É certo que a capacidade militar ainda se afigura como o maior dissuasor e o principal meio de projeção de poder e, nesse sentido, Pequim, ou mesmo Moscovo, ainda estão a anos-luz de Washington – a China tem apenas dois porta-aviões, um deles velhinho e o outro por estrear, ao passo que os EUA têm 12, destacados em todas as regiões do mapa. Para além disso, os Estados Unidos estão envolvidos – enquanto líderes – em tratados de Defesa e ajuda mútua com mais de 50 países. Tendo em conta estes dados, não é desadequado afirmar que os norte-americanos têm todas as condições para continuar a exercer o papel de superpotência global.
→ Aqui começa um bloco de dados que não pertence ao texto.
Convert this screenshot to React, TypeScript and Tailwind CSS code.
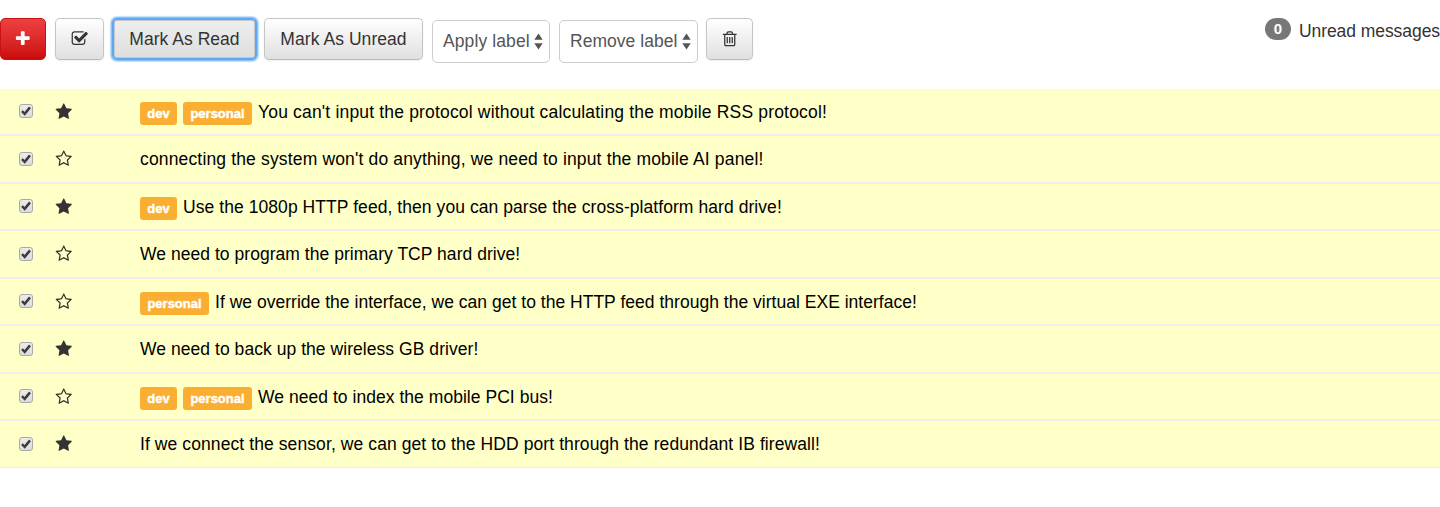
import type { ReactNode } from 'react'

const PATHS = {
  plus: 'M1600 736v192q0 40-28 68t-68 28h-416v416q0 40-28 68t-68 28h-192q-40 0-68-28t-28-68v-416h-416q-40 0-68-28t-28-68v-192q0-40 28-68t68-28h416v-416q0-40 28-68t68-28h192q40 0 68 28t28 68v416h416q40 0 68 28t28 68z',
  check: 'M1472 930v318q0 119-84.5 203.5t-203.5 84.5h-832q-119 0-203.5-84.5t-84.5-203.5v-832q0-119 84.5-203.5t203.5-84.5h832q63 0 117 25 15 7 18 23 3 17-9 29l-49 49q-10 10-23 10-3 0-9-2-23-6-45-6h-832q-66 0-113 47t-47 113v832q0 66 47 113t113 47h832q66 0 113-47t47-113v-254q0-13 9-22l64-64q10-10 23-10 6 0 12 3 20 8 20 29zm231-489l-814 814q-24 24-57 24t-57-24l-430-430q-24-24-24-57t24-57l110-110q24-24 57-24t57 24l263 263 647-647q24-24 57-24t57 24l110 110q24 24 24 57t-24 57z',
  trash: 'M704 736v576q0 14-9 23t-23 9h-64q-14 0-23-9t-9-23v-576q0-14 9-23t23-9h64q14 0 23 9t9 23zm256 0v576q0 14-9 23t-23 9h-64q-14 0-23-9t-9-23v-576q0-14 9-23t23-9h64q14 0 23 9t9 23zm256 0v576q0 14-9 23t-23 9h-64q-14 0-23-9t-9-23v-576q0-14 9-23t23-9h64q14 0 23 9t9 23zm128 724v-948h-896v948q0 22 7 40.5t14.5 27 10.5 8.5h832q3 0 10.5-8.5t14.5-27 7-40.5zm-672-1076h448l-48-117q-7-9-17-11h-317q-10 2-17 11zm928 32v64q0 14-9 23t-23 9h-96v948q0 83-47 143.5t-113 60.5h-832q-66 0-113-58.5t-47-141.5v-952h-96q-14 0-23-9t-9-23v-64q0-14 9-23t23-9h309l70-167q15-37 54-63t79-26h320q40 0 79 26t54 63l70 167h309q14 0 23 9t9 23z',
  star: 'M1728 647q0 22-26 48l-363 354 86 500q1 7 1 20 0 21-10.5 35.5t-30.5 14.5q-19 0-40-12l-449-236-449 236q-22 12-40 12-21 0-31.5-14.5t-10.5-35.5q0-6 2-20l86-500-364-354q-25-27-25-48 0-37 56-46l502-73 225-455q19-41 49-41t49 41l225 455 502 73q56 9 56 46z',
  starOutline: 'M1201 1004l306-297-422-62-189-382-189 382-422 62 306 297-73 421 378-199 377 199zm527-357q0 22-26 48l-363 354 86 500q1 7 1 20 0 50-41 50-19 0-40-12l-449-236-449 236q-22 12-40 12-21 0-31.5-14.5t-10.5-35.5q0-6 2-20l86-500-364-354q-25-27-25-48 0-37 56-46l502-73 225-455q19-41 49-41t49 41l225 455 502 73q56 9 56 46z',
}

function Icon({ name, className = '' }: { name: keyof typeof PATHS; className?: string }) {
  return (
    <svg viewBox="0 0 1792 1792" fill="currentColor" className={`size-[17.5px] shrink-0 ${className}`}>
      <path d={PATHS[name]} />
    </svg>
  )
}

const BASE = 'flex h-[42px] shrink-0 items-center justify-center rounded-[5px] whitespace-nowrap'
const PLAIN =
  'border border-[#c5c5c5] border-b-[#b9b9b9] bg-linear-to-b from-white to-[#e0e0e0] shadow-[0_1px_2px_rgba(0,0,0,0.08)]'

function Button({ className, label, children }: { className: string; label?: string; children: ReactNode }) {
  return (
    <button type="button" aria-label={label} className={`${BASE} ${className}`}>
      {children}
    </button>
  )
}

function LabelSelect({ text, className }: { text: string; className: string }) {
  return (
    <button
      type="button"
      className={`mt-[2px] flex h-[43px] shrink-0 items-center justify-between rounded-[5px] border border-[#ccc] bg-white pr-[6px] pl-[10px] whitespace-nowrap text-[#555] ${className}`}
    >
      <span className="pb-[2px]">{text}</span>
      <svg viewBox="0 0 9 17" fill="#555" className="h-[17px] w-[9px]">
        <path d="M4.5 0.5L8.7 6.8H0.3zM4.5 16.5L0.3 10.2H8.7z" />
      </svg>
    </button>
  )
}

function Checkbox() {
  return (
    <span
      role="checkbox"
      aria-checked="true"
      className="flex size-[14px] shrink-0 items-center justify-center rounded-[3px] border border-[#a9a9a9] bg-linear-to-b from-[#ececec] to-[#dcdcdc]"
    >
      <svg viewBox="0 0 12 12" fill="none" stroke="#3c3c3c" strokeWidth="2.5" className="size-[12px]">
        <path d="M2 6.2L4.7 8.8L10 2.4" />
      </svg>
    </span>
  )
}

const LABEL_WIDTHS: Record<string, string> = { dev: 'w-[37px]', personal: 'w-[69px]' }

type Message = { starred: boolean; labels: string[]; subject: string; track: string }

const MESSAGES: Message[] = [
  { starred: true, labels: ['dev', 'personal'], subject: "You can't input the protocol without calculating the mobile RSS protocol!", track: 'tracking-[0.175px]' },
  { starred: false, labels: [], subject: "connecting the system won't do anything, we need to input the mobile AI panel!", track: 'tracking-[0.155px]' },
  { starred: true, labels: ['dev'], subject: 'Use the 1080p HTTP feed, then you can parse the cross-platform hard drive!', track: 'tracking-[0.065px]' },
  { starred: false, labels: [], subject: 'We need to program the primary TCP hard drive!', track: 'tracking-[0.04px]' },
  { starred: false, labels: ['personal'], subject: 'If we override the interface, we can get to the HTTP feed through the virtual EXE interface!', track: 'tracking-[0.02px]' },
  { starred: true, labels: [], subject: 'We need to back up the wireless GB driver!', track: 'tracking-[0.05px]' },
  { starred: false, labels: ['dev', 'personal'], subject: 'We need to index the mobile PCI bus!', track: 'tracking-[0.04px]' },
  { starred: true, labels: [], subject: 'If we connect the sensor, we can get to the HDD port through the redundant IB firewall!', track: 'tracking-[0.09px]' },
]

function Row({ message }: { message: Message }) {
  return (
    <div className="group flex items-start border-y border-[#eee] bg-[#ffffc8] pt-[10px] pl-[19px] first:border-t-white odd:h-[47px] even:h-[48px]">
      <div className="mt-[5px] flex w-[36px] shrink-0 group-even:mt-[6px]">
        <Checkbox />
      </div>
      <div className="mt-[4px] w-[85px] shrink-0 text-[#333]">
        <Icon name={message.starred ? 'star' : 'starOutline'} />
      </div>
      <div className="flex items-start">
        {message.labels.map((label) => (
          <span
            key={label}
            className={`mt-[3px] mr-[6px] flex h-[23px] items-center justify-center rounded-[3px] bg-[#fbaf32] text-[13px] leading-[23px] font-bold text-white [-webkit-text-stroke:0.4px_white] ${LABEL_WIDTHS[label]}`}
          >
            {label}
          </span>
        ))}
        <span className={`leading-[26px] whitespace-nowrap text-black ${message.track}`}>{message.subject}</span>
      </div>
    </div>
  )
}

export default function App() {
  return (
    <div className="h-[507px] w-full overflow-hidden bg-white font-['Liberation_Sans',Arial,sans-serif] text-[17.5px] leading-[26px] text-[#333]">
      <header className="flex h-[88px] items-start pt-[18px]">
        <Button label="Compose" className="w-[46px] border border-[#c11] bg-linear-to-b from-[#ee4040] to-[#cb0808] text-white">
          <Icon name="plus" />
        </Button>
        <Button label="Select all" className={`ml-[9px] w-[49px] ${PLAIN}`}>
          <Icon name="check" />
        </Button>
        <Button className="ml-[8px] w-[145px] border-2 border-[#5ea7f3] bg-linear-to-b from-[#eee] to-[#dedede] shadow-[0_0_0_1px_#8dc2f9,0_0_1px_2px_#c0defc,inset_0_0_0_1px_#c4c8cc]">
          <span className="tracking-[0.03px]">Mark As Read</span>
        </Button>
        <Button className={`ml-[7px] w-[159px] ${PLAIN}`}>
          <span className="tracking-[0.06px]">Mark As Unread</span>
        </Button>
        <LabelSelect text="Apply label" className="ml-[9px] w-[118px] tracking-[0.1px]" />
        <LabelSelect text="Remove label" className="ml-[9px] w-[139px] tracking-[0.03px]" />
        <Button label="Delete" className={`ml-[8px] w-[47px] ${PLAIN}`}>
          <Icon name="trash" />
        </Button>
        <div className="ml-auto flex items-start whitespace-nowrap">
          <span className="mr-[8px] flex h-[22px] w-[26px] items-center justify-center rounded-full bg-[#777] text-[15px] font-bold text-white">
            0
          </span>
          <span className="tracking-[-0.06px]">Unread messages</span>
        </div>
      </header>
      <main>
        {MESSAGES.map((message) => (
          <Row key={message.subject} message={message} />
        ))}
      </main>
    </div>
  )
}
Mas a cada demonstração de isolamento ou retração, os chineses respondem com dinheiro, investimento e ajudas.
Convém recordar que a China, a par da Rússia, foi recentemente rotulada por Trump como «potência revisionista» e «rival» dos EUA. Também por isso, o Presidente terá de avaliar se o preço a pagar pela doutrina America First não trará Pequim para perto do poleiro americano.